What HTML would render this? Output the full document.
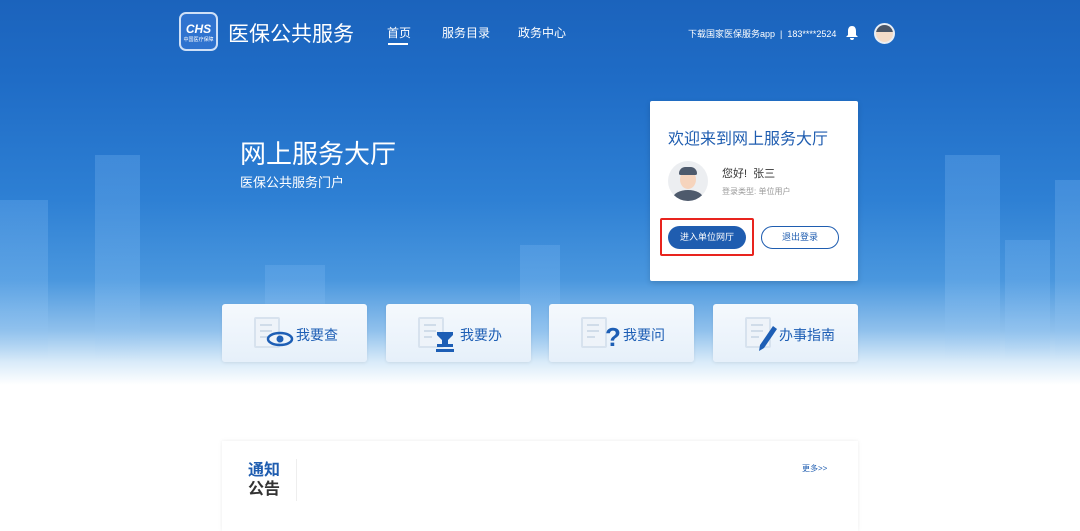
<!DOCTYPE html><html><head><meta charset="utf-8"><style>
*{margin:0;padding:0;box-sizing:border-box}
body{width:1080px;height:520px;overflow:hidden;font-family:"Liberation Sans","Noto Sans CJK SC",sans-serif;background:#fff;position:relative}
.bg{position:absolute;left:0;top:0;width:1080px;height:400px;background:linear-gradient(180deg,#1b63bc 0px,#1f6cc6 80px,#2e80d4 200px,#4a97de 280px,#8fc0ec 330px,#d9ebf9 362px,#fff 385px)}
.city{position:absolute;background:linear-gradient(180deg,rgba(120,180,240,.3),rgba(150,200,245,.25) 70%,rgba(255,255,255,0))}
.t{position:absolute;color:#fff;white-space:nowrap}
.card{position:absolute;top:304px;width:145px;height:58px;background:linear-gradient(180deg,#f5f9fd,#e6f0fa);border-radius:3px;box-shadow:0 1px 3px rgba(0,0,0,.08)}
.card .doc{position:absolute;left:32px;top:13px;width:26px;height:31px;border:2px solid #d7e2ee;background:#eef3f9;border-radius:2px}
.card .doc i{position:absolute;left:4px;height:2px;background:#d0dce9;width:12px}
.card span{position:absolute;left:74px;top:21px;font-size:14px;color:#1d5eb5}
</style></head><body>
<div class="bg"></div>
<div class="city" style="left:0;width:48px;top:200px;height:160px"></div>
<div class="city" style="left:95px;width:45px;top:155px;height:205px"></div>
<div class="city" style="left:265px;width:60px;top:265px;height:95px"></div>
<div class="city" style="left:520px;width:40px;top:245px;height:115px"></div>
<div class="city" style="left:945px;width:55px;top:155px;height:205px"></div>
<div class="city" style="left:1005px;width:45px;top:240px;height:120px"></div>
<div class="city" style="left:1055px;width:25px;top:180px;height:180px"></div>
<div style="position:absolute;left:179px;top:12px;width:39px;height:39px;border-radius:7px;background:#2f73cf;border:2px solid #cfe0f7"><div style="color:#fff;font-weight:bold;font-style:italic;font-size:12px;text-align:center;margin-top:8px">CHS</div><div style="color:#fff;font-size:5px;text-align:center">中国医疗保障</div></div>
<div class="t" style="left:228px;top:18px;font-size:21px">医保公共服务</div>
<div class="t" style="left:387px;top:24px;font-size:12px">首页</div>
<div style="position:absolute;left:388px;top:43px;width:20px;height:2px;background:#fff"></div>
<div class="t" style="left:442px;top:24px;font-size:12px">服务目录</div>
<div class="t" style="left:518px;top:24px;font-size:12px">政务中心</div>
<div class="t" style="left:688px;top:27px;font-size:9px">下载国家医保服务app &nbsp;| &nbsp;183****2524</div>
<svg style="position:absolute;left:845px;top:25px" width="14" height="16" viewBox="0 0 14 16"><path d="M7 1C4 1 3 3.5 3 6v4l-2 2h12l-2-2V6c0-2.5-1-5-4-5z M5 13a2 2 0 0 0 4 0z" fill="#fff"/></svg>
<div style="position:absolute;left:874px;top:23px;width:21px;height:21px;border-radius:50%;background:#f4dcc8;border:2px solid #e8eef5;overflow:hidden"><div style="height:7px;background:#4a5566"></div></div>
<div class="t" style="left:240px;top:134px;font-size:26px">网上服务大厅</div>
<div class="t" style="left:240px;top:172px;font-size:13px">医保公共服务门户</div>
<div style="position:absolute;left:650px;top:101px;width:208px;height:180px;background:#fff;border-radius:2px;box-shadow:0 2px 6px rgba(0,0,0,.15)">
<div style="position:absolute;left:18px;top:24px;font-size:16px;color:#1f5db0;white-space:nowrap">欢迎来到网上服务大厅</div>
<div style="position:absolute;left:18px;top:60px;width:40px;height:40px;border-radius:50%;background:#eceef1;overflow:hidden"><div style="position:absolute;left:12px;top:9px;width:16px;height:19px;border-radius:50%;background:#f6d4bd"></div><div style="position:absolute;left:11px;top:6px;width:18px;height:8px;border-radius:8px 8px 2px 2px;background:#4e5a6c"></div><div style="position:absolute;left:5px;top:29px;width:30px;height:16px;border-radius:50% 50% 0 0;background:#4e5a6c"></div></div>
<div style="position:absolute;left:72px;top:64px;font-size:11px;color:#333;white-space:nowrap">您好! &nbsp;张三</div>
<div style="position:absolute;left:72px;top:85px;font-size:8px;color:#999;white-space:nowrap">登录类型: 单位用户</div>
<div style="position:absolute;left:10px;top:117px;width:94px;height:38px;border:2px solid #e8241e;border-radius:2px"></div>
<div style="position:absolute;left:18px;top:125px;width:78px;height:23px;border-radius:12px;background:#1f5db0;color:#fff;font-size:9px;text-align:center;line-height:23px">进入单位网厅</div>
<div style="position:absolute;left:111px;top:125px;width:78px;height:23px;border-radius:12px;border:1px solid #1f5db0;color:#1f5db0;font-size:9px;text-align:center;line-height:21px">退出登录</div>
</div>
<div class="card" style="left:222px"><div class="doc"><i style="top:5px"></i><i style="top:11px"></i><i style="top:17px;width:8px"></i></div><svg style="position:absolute;left:44px;top:27px" width="28" height="16"><ellipse cx="14" cy="8" rx="12" ry="6" fill="none" stroke="#1d5eb5" stroke-width="2.5"/><circle cx="14" cy="8" r="3.5" fill="#1d5eb5"/></svg><span>我要查</span></div>
<div class="card" style="left:386px"><div class="doc"><i style="top:5px"></i><i style="top:11px"></i><i style="top:17px;width:8px"></i></div><svg style="position:absolute;left:48px;top:26px" width="22" height="22"><path d="M3 2h16v3l-5 5v4h5v3H3v-3h5v-4L3 5z" fill="#1d5eb5"/><rect x="2" y="19" width="18" height="3" fill="#1d5eb5"/></svg><span>我要办</span></div>
<div class="card" style="left:549px"><div class="doc"><i style="top:5px"></i><i style="top:11px"></i><i style="top:17px;width:8px"></i></div><div style="position:absolute;left:56px;top:18px;font-size:26px;font-weight:bold;color:#1d5eb5">?</div><span>我要问</span></div>
<div class="card" style="left:713px"><div class="doc"><i style="top:5px"></i><i style="top:11px"></i><i style="top:17px;width:8px"></i></div><svg style="position:absolute;left:43px;top:20px" width="22" height="28"><path d="M17 2l4 3L8 24l-5 3 1-6z" fill="#1d5eb5"/></svg><span style="left:66px">办事指南</span></div>
<div style="position:absolute;left:222px;top:441px;width:636px;height:90px;background:#fff;box-shadow:0 0 4px rgba(0,0,0,.08)">
<div style="position:absolute;left:26px;top:20px;font-size:16px;font-weight:bold;color:#1f5db0;line-height:19px">通知<br><span style="color:#333">公告</span></div>
<div style="position:absolute;left:74px;top:18px;width:1px;height:42px;background:#eee"></div>
<div style="position:absolute;left:580px;top:22px;font-size:8px;color:#1f5db0">更多&gt;&gt;</div>
</div>
</body></html>
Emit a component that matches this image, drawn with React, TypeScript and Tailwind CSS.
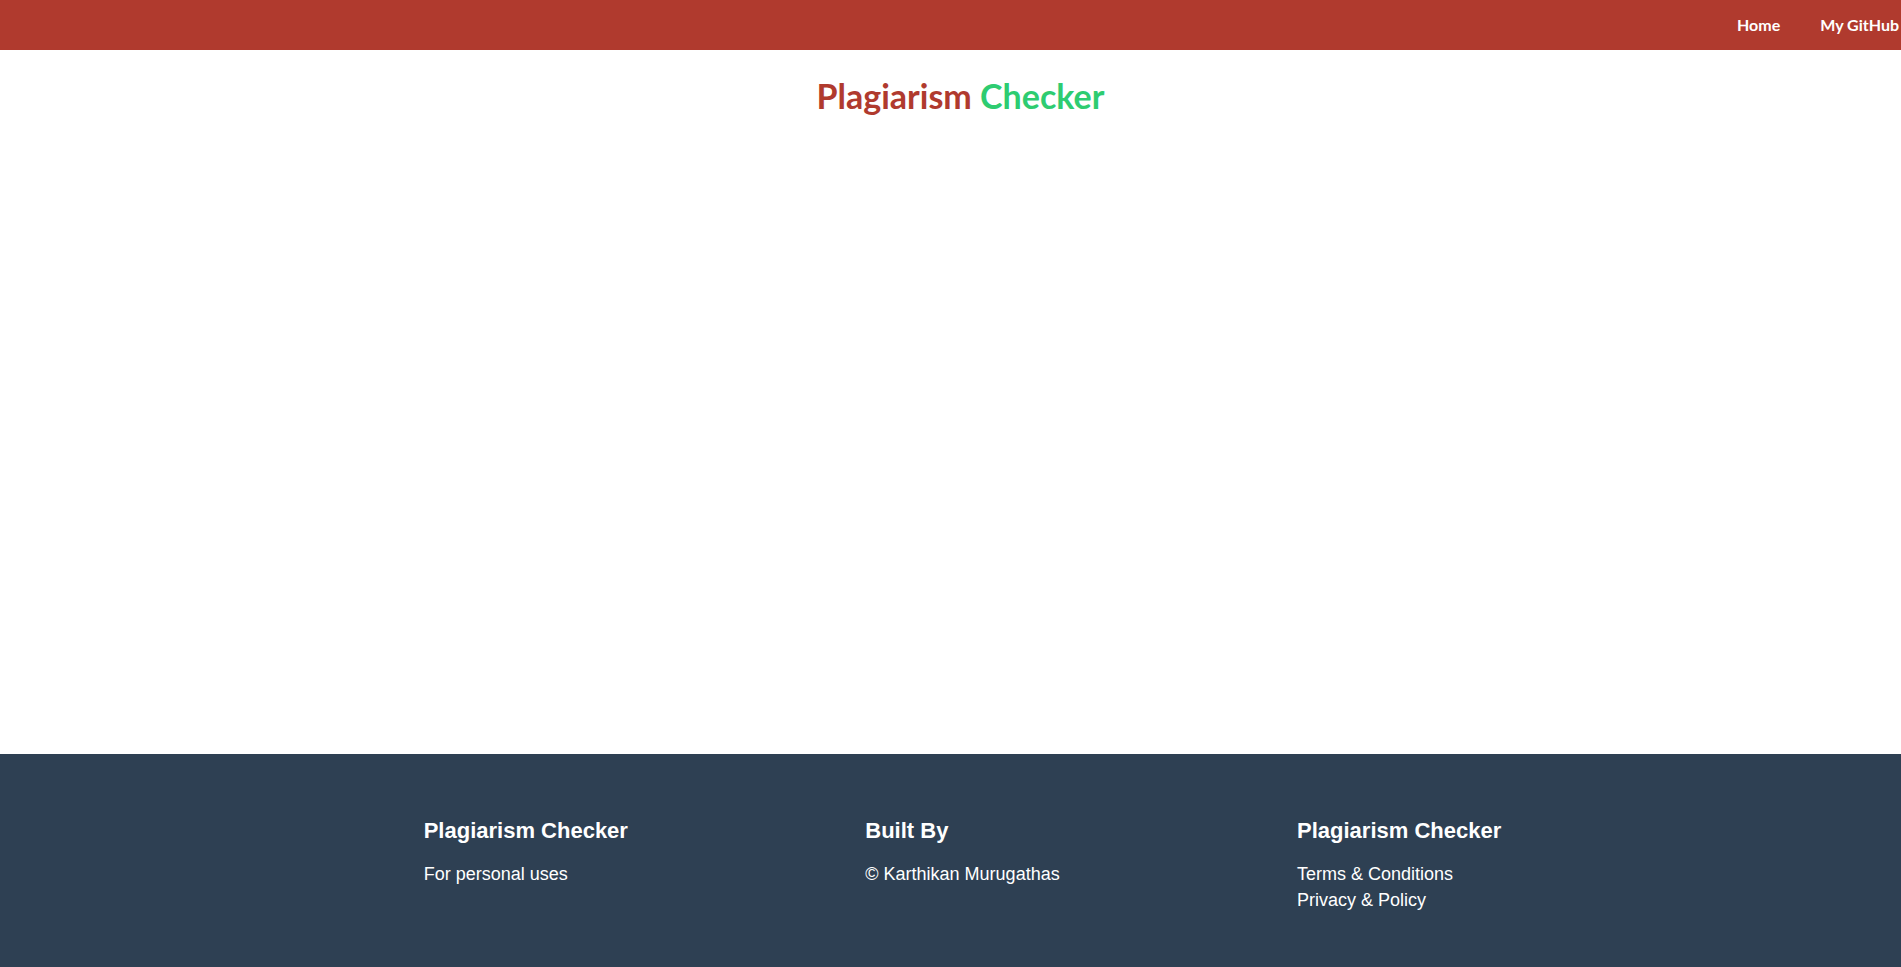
export default function App() {
  return (
    <div className="min-h-screen flex flex-col bg-white">
      <header className="h-[50px] bg-[#b03a2e] flex items-center justify-end pr-[2px]">
        <nav className="flex gap-[40px] text-[16px] font-bold text-white font-['Lato',sans-serif]">
          <a href="#">Home</a>
          <a href="#">My GitHub</a>
        </nav>
      </header>

      <main className="flex-1 pl-[20px]">
        <h1 className="mt-[26px] text-center text-[34px] leading-[40px] font-bold font-['Lato',sans-serif]">
          <span className="text-[#b03a2e]">Plagiarism</span>{" "}
          <span className="text-[#2ecc71]">Checker</span>
        </h1>
      </main>

      <footer className="bg-[#2e4053] text-white pt-[63px] pb-[54px] font-['Liberation_Sans',Arial,sans-serif]">
        <div className="w-[1339px] mx-auto pl-[24px] flex justify-around">
          <div>
            <h3 className="text-[22px] leading-[28px] font-bold mb-4">Plagiarism Checker</h3>
            <p className="text-[18px] leading-[26px]">For personal uses</p>
          </div>
          <div>
            <h3 className="text-[22px] leading-[28px] font-bold mb-4">Built By</h3>
            <p className="text-[18px] leading-[26px]">© Karthikan Murugathas</p>
          </div>
          <div>
            <h3 className="text-[22px] leading-[28px] font-bold mb-4">Plagiarism Checker</h3>
            <ul className="text-[18px] leading-[26px]">
              <li><a href="#">Terms &amp; Conditions</a></li>
              <li><a href="#">Privacy &amp; Policy</a></li>
            </ul>
          </div>
        </div>
      </footer>
    </div>
  );
}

**********

With pictures omitted, reproduce exactly the lines from the line containing "Emit a component" through the end of the data above.

Emit a component that matches this image, drawn with React, TypeScript and Tailwind CSS.
export default function App() {
  return (
    <div className="min-h-screen flex flex-col bg-white">
      <header className="h-[50px] bg-[#b03a2e] flex items-center justify-end pr-[2px]">
        <nav className="flex gap-[40px] text-[16px] font-bold text-white font-['Lato',sans-serif]">
          <a href="#">Home</a>
          <a href="#">My GitHub</a>
        </nav>
      </header>

      <main className="flex-1 pl-[20px]">
        <h1 className="mt-[26px] text-center text-[34px] leading-[40px] font-bold font-['Lato',sans-serif]">
          <span className="text-[#b03a2e]">Plagiarism</span>{" "}
          <span className="text-[#2ecc71]">Checker</span>
        </h1>
      </main>

      <footer className="bg-[#2e4053] text-white pt-[63px] pb-[54px] font-['Liberation_Sans',Arial,sans-serif]">
        <div className="w-[1339px] mx-auto pl-[24px] flex justify-around">
          <div>
            <h3 className="text-[22px] leading-[28px] font-bold mb-4">Plagiarism Checker</h3>
            <p className="text-[18px] leading-[26px]">For personal uses</p>
          </div>
          <div>
            <h3 className="text-[22px] leading-[28px] font-bold mb-4">Built By</h3>
            <p className="text-[18px] leading-[26px]">© Karthikan Murugathas</p>
          </div>
          <div>
            <h3 className="text-[22px] leading-[28px] font-bold mb-4">Plagiarism Checker</h3>
            <ul className="text-[18px] leading-[26px]">
              <li><a href="#">Terms &amp; Conditions</a></li>
              <li><a href="#">Privacy &amp; Policy</a></li>
            </ul>
          </div>
        </div>
      </footer>
    </div>
  );
}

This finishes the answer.